>> begin Recorded data
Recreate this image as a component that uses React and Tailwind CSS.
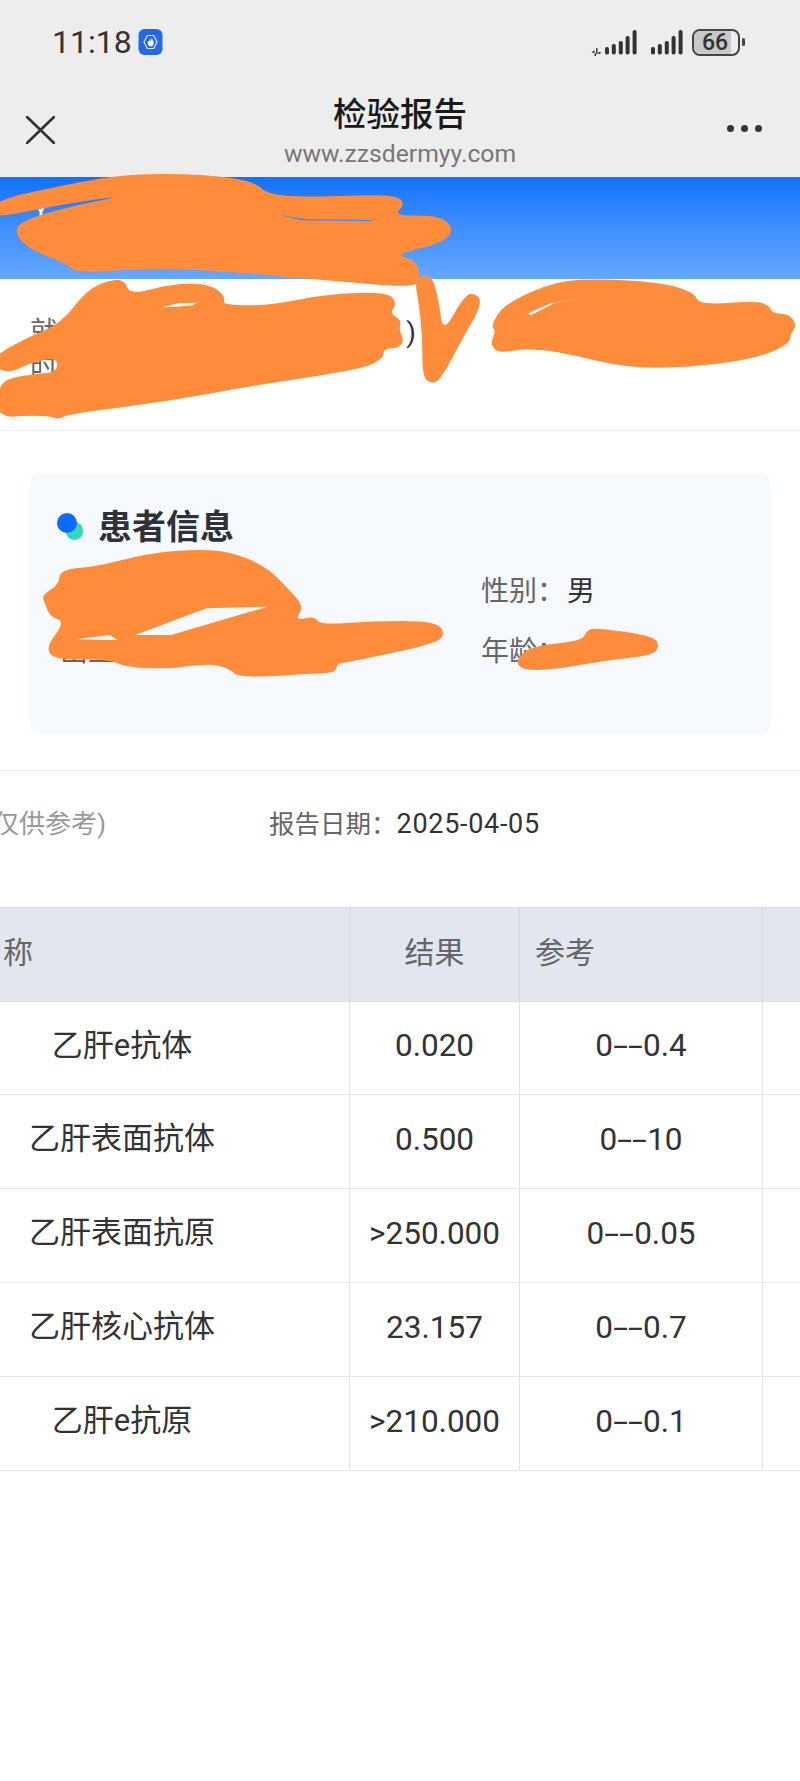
import React from 'react';

const rows = [
  { name: '乙肝e抗体', result: '0.020', low: '0', high: '0.4', height: 'h-[93px]' },
  { name: '乙肝表面抗体', result: '0.500', low: '0', high: '10', height: 'h-[94px]' },
  { name: '乙肝表面抗原', result: '>250.000', low: '0', high: '0.05', height: 'h-[94px]' },
  { name: '乙肝核心抗体', result: '23.157', low: '0', high: '0.7', height: 'h-[94px]' },
  { name: '乙肝e抗原', result: '>210.000', low: '0', high: '0.1', height: 'h-[94px]' },
];

// closed blob through the midpoints of the given points
function blob(points) {
  const mid = (a, b) => [(a[0] + b[0]) / 2, (a[1] + b[1]) / 2];
  const start = mid(points[points.length - 1], points[0]);
  let d = `M${start[0]} ${start[1]}`;
  points.forEach((p, i) => {
    const m = mid(p, points[(i + 1) % points.length]);
    d += ` Q${p[0]} ${p[1]} ${m[0]} ${m[1]}`;
  });
  return d + ' Z';
}

const orange = '#ff8c3b';

function Scribbles() {
  return (
    <svg className="absolute left-0 top-0 pointer-events-none" width="800" height="800" viewBox="0 0 800 800">
      <g transform="scale(0.5102 0.3333)">
        <path fill={orange} d={blob([[-10, 600], [150, 548], [250, 522], [400, 522], [500, 545], [522, 582], [600, 592], [770, 582], [796, 610], [770, 648], [860, 645], [890, 685], [870, 728], [770, 765], [815, 778], [824, 832], [812, 864], [650, 842], [450, 815], [300, 803], [150, 820], [130, 790], [60, 750], [28, 700], [40, 665], [120, 625], [250, 585], [130, 610], [5, 650], [-10, 640]])} />
        <path fill="#3f8dfd" d="M548 645 L600 657 L722 660 L740 657 L722 664 L590 661 Z" />
      </g>
      <g transform="translate(0 270) scale(0.5102 0.3333)">
        <path fill={orange} d={blob([[-15, 262], [50, 205], [120, 160], [170, 60], [215, 30], [245, 30], [254, 75], [340, 40], [412, 42], [442, 80], [436, 106], [530, 106], [640, 72], [760, 66], [778, 100], [764, 130], [787, 150], [782, 180], [792, 210], [782, 234], [752, 235], [752, 265], [710, 297], [500, 346], [320, 396], [135, 432], [115, 448], [95, 437], [40, 437], [15, 442], [-8, 420], [-5, 370], [10, 325], [70, 312], [112, 306], [112, 262], [60, 278], [22, 308], [-10, 295]])} />
        <path fill={orange} d={blob([[812, 30], [845, 10], [860, 90], [868, 190], [905, 90], [925, 64], [948, 95], [905, 210], [865, 325], [847, 342], [828, 322], [828, 200], [820, 90]])} />
        <path fill="#ffffff" d="M318 112 L350 100 L385 98 L378 106 L345 110 Z" />
        <path fill={orange} d={blob([[962, 165], [990, 100], [1090, 33], [1180, 26], [1300, 38], [1362, 68], [1370, 105], [1480, 93], [1507, 105], [1514, 130], [1547, 132], [1562, 165], [1550, 190], [1547, 222], [1480, 267], [1350, 292], [1230, 294], [1100, 247], [1030, 235], [980, 250], [960, 225], [972, 185]])} />
        <path fill="#ffffff" d="M1035 130 L1080 100 L1150 85 L1090 97 L1040 136 Z" />
      </g>
      <g transform="translate(0 500) scale(0.5102 0.3333)">
        <path fill={orange} d={blob([[82, 285], [115, 255], [118, 208], [190, 200], [280, 163], [370, 148], [450, 153], [522, 200], [567, 270], [596, 320], [577, 362], [617, 348], [627, 375], [730, 363], [852, 363], [874, 400], [852, 432], [680, 487], [662, 490], [657, 517], [630, 520], [470, 534], [448, 505], [410, 490], [330, 507], [250, 502], [210, 477], [110, 480], [88, 445], [128, 365], [98, 350], [88, 310]])} />
        <path fill="#f6faff" d="M265 405 L405 325 L525 320 L480 340 L335 405 Z" />
        <path fill="#f6faff" d="M150 418 L215 405 L230 420 Z" />
        <path fill={orange} d={blob([[1010, 482], [1040, 438], [1140, 423], [1150, 393], [1165, 383], [1282, 408], [1293, 440], [1277, 467], [1180, 482], [1100, 507], [1025, 512]])} />
      </g>
    </svg>
  );
}

function Signal() {
  const bars = [[0, 46], [6.8, 43], [13.8, 40], [20.6, 35], [27.6, 29]];
  return (
    <svg width="34" height="30" viewBox="0 26 34 30">
      {bars.map(([x, top]) => (
        <rect key={x} x={x + 1} y={top} width="4" height={53.5 - top} rx="1.8" fill="#333" />
      ))}
    </svg>
  );
}

function StatusBar() {
  return (
    <div className="h-[84px] flex items-center pl-[52px] text-[#333]">
      <span className="text-[32px] leading-none">11:18</span>
      <svg className="ml-[6px]" width="25" height="26" viewBox="0 0 24 26">
        <rect width="24" height="26" rx="6" fill="#2368ea" />
        <path d="M5.5 13 L8.8 6.5 H15.2 L18.5 13 L15.2 19.5 H8.8 Z" fill="none" stroke="#dfeaff" strokeWidth="1.2" />
        <path d="M9.2 12 V14.5 Q10 17.5 12.3 17.5 Q14.6 17.5 15 14.5 L15.6 12 L14.4 12.8 V9.3 L13.5 12 V8.4 L12.5 12 L11.8 8.8 V12.6 L10.6 10 L10.6 13 Z" fill="#ffffff" />
      </svg>
      <div className="ml-auto mr-[55px] flex items-center">
        <svg width="11" height="8" viewBox="0 0 10 8" className="mt-[20px]">
          <path d="M0 4.5 L3 2 V8 H4.6 V0 H6 V5 L8 4 L9.8 4.5 L8 6 L6 5.5" fill="#333" />
        </svg>
        <div className="mr-[12px] ml-[2px]">
          <Signal />
        </div>
        <Signal />
        <div className="ml-[8px] relative w-[48px] h-[27px] rounded-[8px] border-[2px] border-[#444] overflow-hidden">
          <div className="h-full w-[37px] bg-[#c9c9c9]" />
          <span className="absolute inset-0 pr-[2px] flex items-center justify-center text-[23px] leading-none font-medium text-[#333]">66</span>
        </div>
        <div className="ml-[2px] w-[3px] h-[8px] rounded-full bg-[#444]" />
      </div>
    </div>
  );
}

function NavBar() {
  return (
    <div className="h-[93px] flex justify-between px-[26px]">
      <div className="w-[48px]">
        <svg className="mt-[32px]" width="29" height="28" viewBox="0 0 29 28">
          <path d="M1 1 L28 27 M28 1 L1 27" stroke="#333" strokeWidth="2.6" strokeLinecap="round" />
        </svg>
      </div>
      <div className="flex flex-col items-center">
        <div className="text-[33.5px] leading-[40px] mt-[11px] font-medium text-[#1a1a1a]">检验报告</div>
        <div className="text-[24.7px] leading-[30px] mt-[4px] text-[#777]">www.zzsdermyy.com</div>
      </div>
      <div className="w-[48px] mt-[41px] flex justify-end gap-[7px] pr-[12px]">
        <span className="w-[7px] h-[7px] rounded-full bg-[#333]" />
        <span className="w-[7px] h-[7px] rounded-full bg-[#333]" />
        <span className="w-[7px] h-[7px] rounded-full bg-[#333]" />
      </div>
    </div>
  );
}

function PatientCard() {
  return (
    <div className="mt-[43px] mx-[29px] h-[260px] rounded-[10px] bg-[#f6faff] pt-[31px] pl-[28px]">
      <div className="flex items-center h-[44px]">
        <span className="relative w-[26px] h-[28px]">
          <span className="absolute left-[9px] top-[9px] w-[17px] h-[18px] rounded-full bg-[#2fd8b6]" />
          <span className="absolute left-0 top-0 w-[20px] h-[20px] rounded-full bg-[#0a6cff]" />
        </span>
        <span className="ml-[15px] text-[34px] leading-none font-bold text-[#2d3138]">患者信息</span>
      </div>
      <div className="mt-[23px] grid grid-cols-[424px_1fr] gap-y-[20px] text-[28px] leading-[40px] text-[#666]">
        <span className="pl-[3px]">姓名</span>
        <span>性别：<span className="ml-[2px] text-[#333]">男</span></span>
        <span className="pl-[3px]">出生日期</span>
        <span>年龄：</span>
      </div>
    </div>
  );
}

function ReportTable() {
  return (
    <div className="mt-[61px] overflow-hidden text-[#666]">
      <div className="flex w-[904px] -ml-[104px] h-[95px] bg-[#e2e6ee] border-y border-[#dfe1e6] text-[30px]">
        <div className="w-[454px] shrink-0 flex items-center pl-[17px] pb-[4px] border-r border-[#d8dae0]">项目名称</div>
        <div className="w-[170px] shrink-0 flex items-center justify-center pb-[4px] border-r border-[#d8dae0]">结果</div>
        <div className="w-[243px] shrink-0 flex items-center pl-[15px] pb-[4px] border-r border-[#d8dae0]">参考</div>
      </div>
      {rows.map((row) => (
        <div key={row.name} className={`flex w-[904px] -ml-[104px] ${row.height} border-b border-[#e6e7ea] text-[#333]`}>
          <div className="w-[452px] shrink-0 mr-[2px] flex items-center justify-center text-[31px] pb-[4px] relative after:absolute after:right-[-2px] after:inset-y-0 after:w-px after:bg-[#e3e4e8]">{row.name}</div>
          <div className="w-[170px] shrink-0 flex items-center justify-center text-[31.5px] pb-[4px] border-r border-[#e3e4e8]">{row.result}</div>
          <div className="w-[243px] shrink-0 flex items-center justify-center text-[31.5px] pb-[4px] border-r border-[#e3e4e8]">
            {row.low}
            <span className="inline-block w-[30px] text-center scale-x-[1.7]">--</span>
            {row.high}
          </div>
        </div>
      ))}
    </div>
  );
}

export default function App() {
  return (
    <div className="relative w-[800px] h-[1781px] overflow-hidden bg-white font-['Roboto','Noto_Sans_CJK_SC',sans-serif]">
      <div className="h-[177px] bg-[#ededed]">
        <StatusBar />
        <NavBar />
      </div>
      <div className="h-[102px] pt-[18px] pl-[33px] text-[26px] leading-[30px] text-white bg-gradient-to-b from-[#0d72ff] to-[#64a8ff]">Y</div>
      <div className="h-[152px] border-b border-[#eeeeee] pt-[34px] text-[28px] leading-[40px] text-[#666]">
        <div className="flex justify-between w-[386px] ml-[30px]">
          <span>就诊</span>
          <span className="text-[#333]">)</span>
        </div>
        <div className="ml-[30px] mt-[-6px]">时间</div>
      </div>
      <PatientCard />
      <div className="mt-[36px] border-t border-[#ececec] h-[76px] pt-[33px] flex text-[25.5px] leading-[40px] whitespace-nowrap">
        <div className="w-[106px] shrink-0 overflow-hidden flex justify-end text-[26px] text-[#999]">(仅供参考)</div>
        <div className="ml-[163px] text-[#666]">报告日期：<span className="text-[#333] text-[27px] tracking-[0.7px]">2025-04-05</span></div>
      </div>
      <ReportTable />
      <Scribbles />
    </div>
  );
}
>> end Recorded data
» Exercise description
Find how many lines include the string "React" and report that number alone.

» Exercise solution
2